Favourites are probably Gubaidulina, Nørgård, Silvestrov, Saariaho, Penderecki (only a handful of his works though, like the "Te Deum"), Gloria Coates (she´s somewhat liberating herself from the long-drawn glissandi, apparently), Dutilleux, Carter, Pawel Szymanski, Boulez, Henze, Artyomov, Pärt ...

.


----------



## Hazel (Oct 23, 2010)

joen_cph said:


> Favourites are probably Gubaidulina, Nørgård, Silvestrov, Saariaho, Penderecki (only a handful of his works though, like the "Te Deum"), Gloria Coates (she´s somewhat liberating herself from the long-drawn glissandi, apparently), Dutilleux, Carter, Pawel Szymanski, Boulez, Henze, Artyomov, Pärt ...
> 
> .


Now, there's a list!!! Thanks.


----------



## Fsharpmajor (Dec 14, 2008)

I forgot to name my favourite conductor.

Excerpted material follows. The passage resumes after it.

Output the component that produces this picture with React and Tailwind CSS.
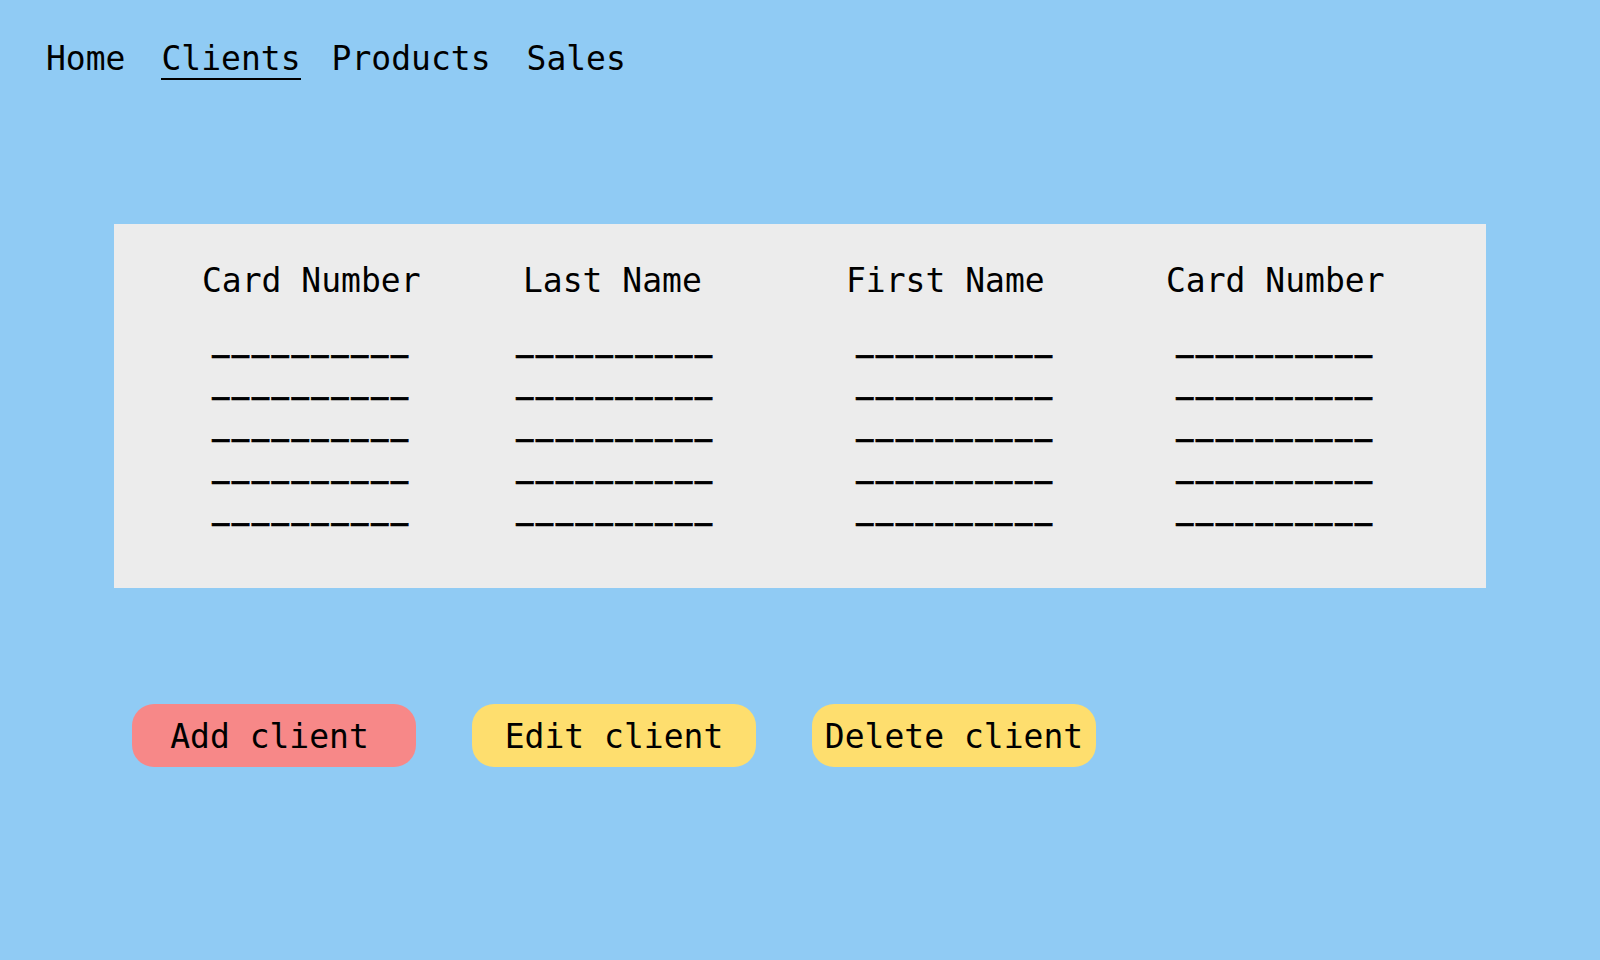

I think it has to be Esa-Pekka Salonen. He's also a good composer.


----------



## superhorn (Mar 23, 2010)

There are more than a few who believe that the venerable Elliott Carter,who turns 102 !
next month,is the greatest living composer. His highly complex and esoteric music is anything but easy listening,though. 
Carter is still active composing,believe it or not. There are quite a few recordings of his music,such as the five string quartets,the piano concerto and various orchestral works,etc,and even a brief opera called "What's Next" which he wrote in his late 80s !
Impossible to say who the greatest conductor is. There are many outstanding ones, such as Boulez,also an important composer, Abbado, Barenboim, Haitink, Maazel, Levine, Rattle, 
Dutoit, Gergiev, Slatkin, Masur, Chailly, Harnoncourt, Muti, Thomas, Dohnanyi, Neeme Jarvi and his son Paavo, Jansons, Salonen, to name only some.


----------